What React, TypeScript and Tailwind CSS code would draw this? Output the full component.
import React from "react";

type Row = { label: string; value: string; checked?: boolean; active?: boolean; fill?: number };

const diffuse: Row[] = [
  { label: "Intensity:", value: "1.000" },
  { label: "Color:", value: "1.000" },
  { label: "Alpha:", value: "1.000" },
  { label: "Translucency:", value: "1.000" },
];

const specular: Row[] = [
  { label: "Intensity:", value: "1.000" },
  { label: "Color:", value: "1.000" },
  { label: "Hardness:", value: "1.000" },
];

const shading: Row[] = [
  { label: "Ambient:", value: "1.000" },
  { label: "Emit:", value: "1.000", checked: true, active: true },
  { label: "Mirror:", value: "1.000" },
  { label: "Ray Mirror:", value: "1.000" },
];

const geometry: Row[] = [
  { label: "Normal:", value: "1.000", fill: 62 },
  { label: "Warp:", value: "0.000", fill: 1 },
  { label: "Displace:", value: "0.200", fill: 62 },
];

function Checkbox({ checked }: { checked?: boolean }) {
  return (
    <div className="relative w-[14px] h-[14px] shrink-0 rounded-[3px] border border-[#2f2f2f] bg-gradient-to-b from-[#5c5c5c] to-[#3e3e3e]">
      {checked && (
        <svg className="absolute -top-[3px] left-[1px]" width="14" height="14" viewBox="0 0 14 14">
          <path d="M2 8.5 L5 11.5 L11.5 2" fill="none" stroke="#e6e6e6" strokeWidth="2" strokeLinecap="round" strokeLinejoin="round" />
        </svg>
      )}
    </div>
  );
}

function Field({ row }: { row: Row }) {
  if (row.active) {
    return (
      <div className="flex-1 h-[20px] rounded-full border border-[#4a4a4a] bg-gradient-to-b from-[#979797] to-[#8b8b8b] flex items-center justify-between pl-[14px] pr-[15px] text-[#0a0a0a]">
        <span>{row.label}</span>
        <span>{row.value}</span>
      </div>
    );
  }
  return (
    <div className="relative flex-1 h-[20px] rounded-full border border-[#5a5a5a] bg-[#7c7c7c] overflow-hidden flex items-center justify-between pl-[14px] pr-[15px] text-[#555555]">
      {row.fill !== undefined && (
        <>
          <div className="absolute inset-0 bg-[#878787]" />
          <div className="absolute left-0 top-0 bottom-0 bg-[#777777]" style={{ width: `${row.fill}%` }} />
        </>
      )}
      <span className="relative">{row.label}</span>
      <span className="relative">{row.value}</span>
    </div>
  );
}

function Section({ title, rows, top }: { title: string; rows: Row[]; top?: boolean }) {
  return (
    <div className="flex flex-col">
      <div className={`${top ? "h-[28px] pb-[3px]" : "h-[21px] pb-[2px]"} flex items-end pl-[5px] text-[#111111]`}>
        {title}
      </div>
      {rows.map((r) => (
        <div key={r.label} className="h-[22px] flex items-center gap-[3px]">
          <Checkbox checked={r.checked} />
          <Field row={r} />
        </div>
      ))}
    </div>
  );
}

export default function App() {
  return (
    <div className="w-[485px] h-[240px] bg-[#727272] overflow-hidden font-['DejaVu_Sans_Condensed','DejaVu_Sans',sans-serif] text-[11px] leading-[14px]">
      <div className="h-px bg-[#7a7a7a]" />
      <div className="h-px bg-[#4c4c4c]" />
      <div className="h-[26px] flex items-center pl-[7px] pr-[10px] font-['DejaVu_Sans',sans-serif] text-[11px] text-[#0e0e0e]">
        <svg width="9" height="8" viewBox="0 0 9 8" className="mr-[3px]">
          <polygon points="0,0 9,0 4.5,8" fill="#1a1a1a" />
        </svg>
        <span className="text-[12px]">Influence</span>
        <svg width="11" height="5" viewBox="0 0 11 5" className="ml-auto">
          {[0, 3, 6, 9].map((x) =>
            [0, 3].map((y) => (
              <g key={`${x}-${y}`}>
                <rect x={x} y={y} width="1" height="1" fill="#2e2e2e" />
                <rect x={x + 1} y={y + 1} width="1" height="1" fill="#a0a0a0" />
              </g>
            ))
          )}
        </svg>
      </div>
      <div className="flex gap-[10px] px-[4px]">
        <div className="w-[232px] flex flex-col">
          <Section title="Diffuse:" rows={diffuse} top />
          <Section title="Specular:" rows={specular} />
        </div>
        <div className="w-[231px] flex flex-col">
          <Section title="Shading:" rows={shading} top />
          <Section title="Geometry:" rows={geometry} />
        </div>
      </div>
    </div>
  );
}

**EXERCISE**:
Write the data back out verbatim.

**TASK RESULT**:
What React, TypeScript and Tailwind CSS code would draw this? Output the full component.
import React from "react";

type Row = { label: string; value: string; checked?: boolean; active?: boolean; fill?: number };

const diffuse: Row[] = [
  { label: "Intensity:", value: "1.000" },
  { label: "Color:", value: "1.000" },
  { label: "Alpha:", value: "1.000" },
  { label: "Translucency:", value: "1.000" },
];

const specular: Row[] = [
  { label: "Intensity:", value: "1.000" },
  { label: "Color:", value: "1.000" },
  { label: "Hardness:", value: "1.000" },
];

const shading: Row[] = [
  { label: "Ambient:", value: "1.000" },
  { label: "Emit:", value: "1.000", checked: true, active: true },
  { label: "Mirror:", value: "1.000" },
  { label: "Ray Mirror:", value: "1.000" },
];

const geometry: Row[] = [
  { label: "Normal:", value: "1.000", fill: 62 },
  { label: "Warp:", value: "0.000", fill: 1 },
  { label: "Displace:", value: "0.200", fill: 62 },
];

function Checkbox({ checked }: { checked?: boolean }) {
  return (
    <div className="relative w-[14px] h-[14px] shrink-0 rounded-[3px] border border-[#2f2f2f] bg-gradient-to-b from-[#5c5c5c] to-[#3e3e3e]">
      {checked && (
        <svg className="absolute -top-[3px] left-[1px]" width="14" height="14" viewBox="0 0 14 14">
          <path d="M2 8.5 L5 11.5 L11.5 2" fill="none" stroke="#e6e6e6" strokeWidth="2" strokeLinecap="round" strokeLinejoin="round" />
        </svg>
      )}
    </div>
  );
}

function Field({ row }: { row: Row }) {
  if (row.active) {
    return (
      <div className="flex-1 h-[20px] rounded-full border border-[#4a4a4a] bg-gradient-to-b from-[#979797] to-[#8b8b8b] flex items-center justify-between pl-[14px] pr-[15px] text-[#0a0a0a]">
        <span>{row.label}</span>
        <span>{row.value}</span>
      </div>
    );
  }
  return (
    <div className="relative flex-1 h-[20px] rounded-full border border-[#5a5a5a] bg-[#7c7c7c] overflow-hidden flex items-center justify-between pl-[14px] pr-[15px] text-[#555555]">
      {row.fill !== undefined && (
        <>
          <div className="absolute inset-0 bg-[#878787]" />
          <div className="absolute left-0 top-0 bottom-0 bg-[#777777]" style={{ width: `${row.fill}%` }} />
        </>
      )}
      <span className="relative">{row.label}</span>
      <span className="relative">{row.value}</span>
    </div>
  );
}

function Section({ title, rows, top }: { title: string; rows: Row[]; top?: boolean }) {
  return (
    <div className="flex flex-col">
      <div className={`${top ? "h-[28px] pb-[3px]" : "h-[21px] pb-[2px]"} flex items-end pl-[5px] text-[#111111]`}>
        {title}
      </div>
      {rows.map((r) => (
        <div key={r.label} className="h-[22px] flex items-center gap-[3px]">
          <Checkbox checked={r.checked} />
          <Field row={r} />
        </div>
      ))}
    </div>
  );
}

export default function App() {
  return (
    <div className="w-[485px] h-[240px] bg-[#727272] overflow-hidden font-['DejaVu_Sans_Condensed','DejaVu_Sans',sans-serif] text-[11px] leading-[14px]">
      <div className="h-px bg-[#7a7a7a]" />
      <div className="h-px bg-[#4c4c4c]" />
      <div className="h-[26px] flex items-center pl-[7px] pr-[10px] font-['DejaVu_Sans',sans-serif] text-[11px] text-[#0e0e0e]">
        <svg width="9" height="8" viewBox="0 0 9 8" className="mr-[3px]">
          <polygon points="0,0 9,0 4.5,8" fill="#1a1a1a" />
        </svg>
        <span className="text-[12px]">Influence</span>
        <svg width="11" height="5" viewBox="0 0 11 5" className="ml-auto">
          {[0, 3, 6, 9].map((x) =>
            [0, 3].map((y) => (
              <g key={`${x}-${y}`}>
                <rect x={x} y={y} width="1" height="1" fill="#2e2e2e" />
                <rect x={x + 1} y={y + 1} width="1" height="1" fill="#a0a0a0" />
              </g>
            ))
          )}
        </svg>
      </div>
      <div className="flex gap-[10px] px-[4px]">
        <div className="w-[232px] flex flex-col">
          <Section title="Diffuse:" rows={diffuse} top />
          <Section title="Specular:" rows={specular} />
        </div>
        <div className="w-[231px] flex flex-col">
          <Section title="Shading:" rows={shading} top />
          <Section title="Geometry:" rows={geometry} />
        </div>
      </div>
    </div>
  );
}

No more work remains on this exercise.